Badminton Brain Drain
Older Indonesian badminton players are opting to go abroad, seeking their fortune before they are too old to play. Many are also discouraged by tough terms imposed on them by the local national badminton association.
Badminton is one of the few sports in which Indonesia really excels . It has won Olympic gold after Olympic gold. But for Indonesia’s badminton stars, life is getting tough. As they get on in years more and more are heading to greener pastures overseas, even if it means opting out of the limelight and receiving less prestige.
Under current rules imposed by their association, losing in a tournament means losing an opportunity to play in the next tournament, unless they pay their own way. And if they do not compete their ranking will automatically decline.
For young players on the way up, there is still plenty of time to work on that ranking, but what about those in their late 20s or early 30s, approaching the end of their professional playing careers? Many are deciding that moving abroad is the answer.
The trick is to leave for a lucrative foreign land while they are still playing well. Marlev Mainaky is the latest. Two weeks ago, the 27-year-old announced his imminent departure for Japan.
Hendrawan is rumored to be next. The world’s 7th ranked men’s singles player apparently has offers from Singapore and Malaysia. There is also said to be a contract on offer in Britain. Hendrawan himself would not be drawn on the matter, when TEMPO asked him for comment. "Let’s talk about it later. I want to concentrate on the coming tournament," he said at the National Training Center in Cipayung, East Jakarta.
The Badminton Association of Indonesia (PBSI), the national association which oversees that center, is getting some flak for the badminton brawn drain.
PBSI’s new rules about sending athletes to overseas tournaments are also encouraging many to leave. As PBSI is running short of cash, it now only sends those who did well in the previous tournament. The rule has been applied at the expense of several top names, among them Hendrawan, Marlev and Taufik Hidayat. All three bombed out in last year’s All England tournament. As a result they were not sent to the Japan Open. All three are in the world top ten, and were genuinely surprised when PBSI sent young players to the tournament in their stead. Marlev eventually did participate, but he had to pay his own way.
This restriction makes it hard for the players to plan their year. They cannot know in advance which tournaments they will take part in. They may be included or excluded at any time. When they miss a tournament, their ranking will automatically decline.
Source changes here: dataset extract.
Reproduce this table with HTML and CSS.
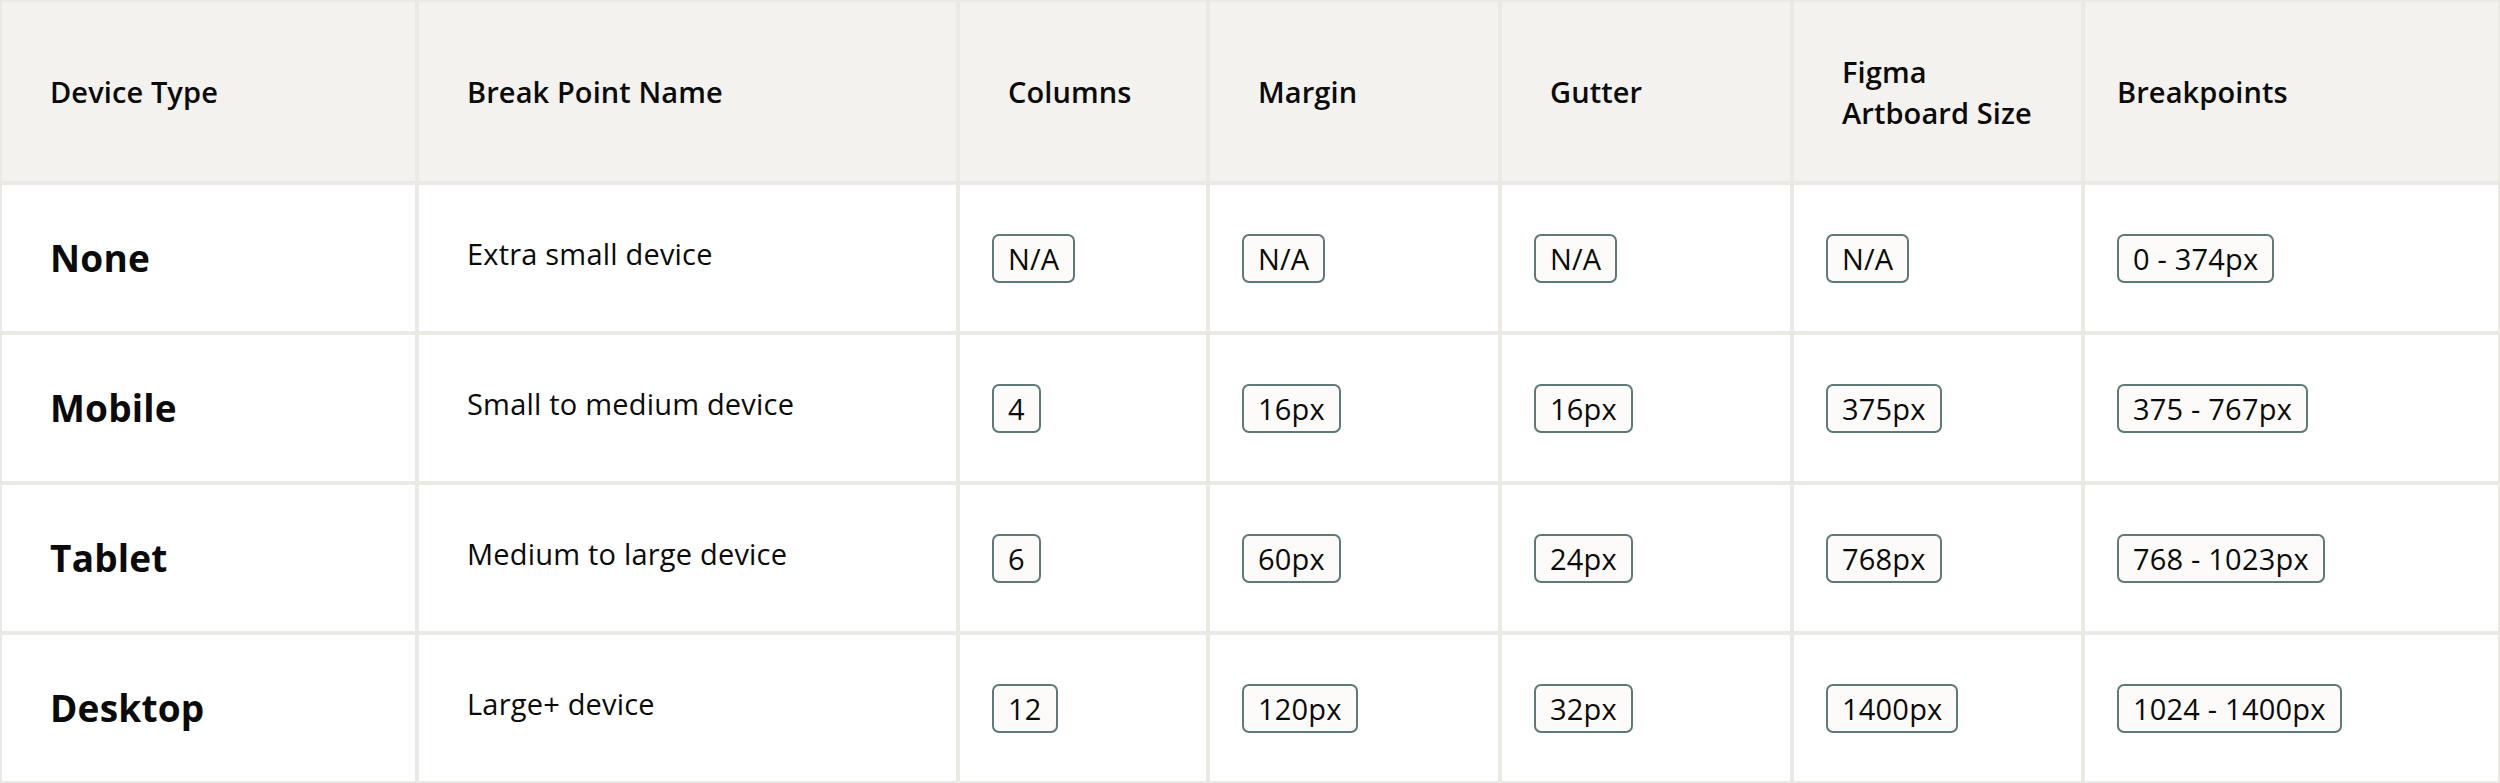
FILE: index.html
```html
<!DOCTYPE html>
<html lang="en">
<head>
<meta charset="utf-8">
<title>Breakpoints</title>
<link rel="stylesheet" href="styles.css">
</head>
<body>
<table class="grid-table">
  <colgroup>
    <col class="c-device">
    <col class="c-name">
    <col class="c-cols">
    <col class="c-margin">
    <col class="c-gutter">
    <col class="c-size">
    <col class="c-bp">
  </colgroup>
  <thead>
    <tr class="head-row">
      <th>Device Type</th>
      <th>Break Point Name</th>
      <th>Columns</th>
      <th>Margin</th>
      <th>Gutter</th>
      <th>Figma Artboard Size</th>
      <th class="last">Breakpoints</th>
    </tr>
  </thead>
  <tbody>
    <tr class="body-row">
      <td class="device">None</td>
      <td class="desc"><span class="desc-text">Extra small device</span></td>
      <td class="val"><span class="tag">N/A</span></td>
      <td class="val"><span class="tag">N/A</span></td>
      <td class="val"><span class="tag">N/A</span></td>
      <td class="val"><span class="tag">N/A</span></td>
      <td class="val"><span class="tag">0 - 374px</span></td>
    </tr>
    <tr class="body-row">
      <td class="device">Mobile</td>
      <td class="desc"><span class="desc-text">Small to medium device</span></td>
      <td class="val"><span class="tag">4</span></td>
      <td class="val"><span class="tag">16px</span></td>
      <td class="val"><span class="tag">16px</span></td>
      <td class="val"><span class="tag">375px</span></td>
      <td class="val"><span class="tag">375 - 767px</span></td>
    </tr>
    <tr class="body-row">
      <td class="device">Tablet</td>
      <td class="desc"><span class="desc-text">Medium to large device</span></td>
      <td class="val"><span class="tag">6</span></td>
      <td class="val"><span class="tag">60px</span></td>
      <td class="val"><span class="tag">24px</span></td>
      <td class="val"><span class="tag">768px</span></td>
      <td class="val"><span class="tag">768 - 1023px</span></td>
    </tr>
    <tr class="body-row">
      <td class="device">Desktop</td>
      <td class="desc"><span class="desc-text">Large+ device</span></td>
      <td class="val"><span class="tag">12</span></td>
      <td class="val"><span class="tag">120px</span></td>
      <td class="val"><span class="tag">32px</span></td>
      <td class="val"><span class="tag">1400px</span></td>
      <td class="val"><span class="tag">1024 - 1400px</span></td>
    </tr>
  </tbody>
</table>
</body>
</html>
```
FILE: styles.css
```css
html, body {
  margin: 0;
  padding: 0;
  background: #ffffff;
}

body {
  font-family: "Open Sans", "Noto Sans", sans-serif;
  color: #0b0b0b;
}

.grid-table {
  width: 2500px;
  table-layout: fixed;
  border-collapse: separate;
  border-spacing: 0;
}

.c-device { width: 417px; }
.c-name { width: 541px; }
.c-cols { width: 250px; }
.c-margin { width: 292px; }
.c-gutter { width: 292px; }
.c-size { width: 291px; }
.c-bp { width: 417px; }

.grid-table th,
.grid-table td {
  border: 2px solid #ebe9e3;
  vertical-align: middle;
  text-align: left;
  box-sizing: border-box;
}

.head-row {
  height: 183px;
}

.head-row th {
  background: #f3f2ee;
  font-size: 29px;
  font-weight: 600;
  letter-spacing: 0.1px;
  line-height: 41px;
  padding: 0 48px;
}

.head-row th.last {
  padding-left: 32px;
}

.body-row {
  height: 150px;
}

.device {
  padding: 0 48px;
  font-size: 37px;
  font-weight: 700;
  letter-spacing: 0.2px;
  line-height: 48px;
}

.desc {
  padding: 0 48px;
  font-size: 29px;
  font-weight: 400;
  letter-spacing: 0.2px;
  line-height: 41px;
}

.desc-text {
  display: block;
  padding-bottom: 10px;
}

.val {
  padding: 0 32px;
  font-size: 29px;
  letter-spacing: 0.2px;
  line-height: 45px;
}

.tag {
  display: inline-block;
  padding: 0 14px;
  border: 2px solid #5f7878;
  border-radius: 7px;
  background: #fcfbf9;
  line-height: 45px;
}
```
If the players want to keep their ranking, they must play in the tournament and pay their own way. Even so, the association will take a share of their prize money if they win. The rules state that PBSI will take 25 percent of the prize money for Indonesians who play under its sponsorship and 10 percent for those who do not. PBSI says it uses the money it takes to buy shuttlecocks and pay coaches when they are in training. "This is not a matter of being materialistic, but PBSI wants to maintain achievement and prestige," said coach Christian Hadinata.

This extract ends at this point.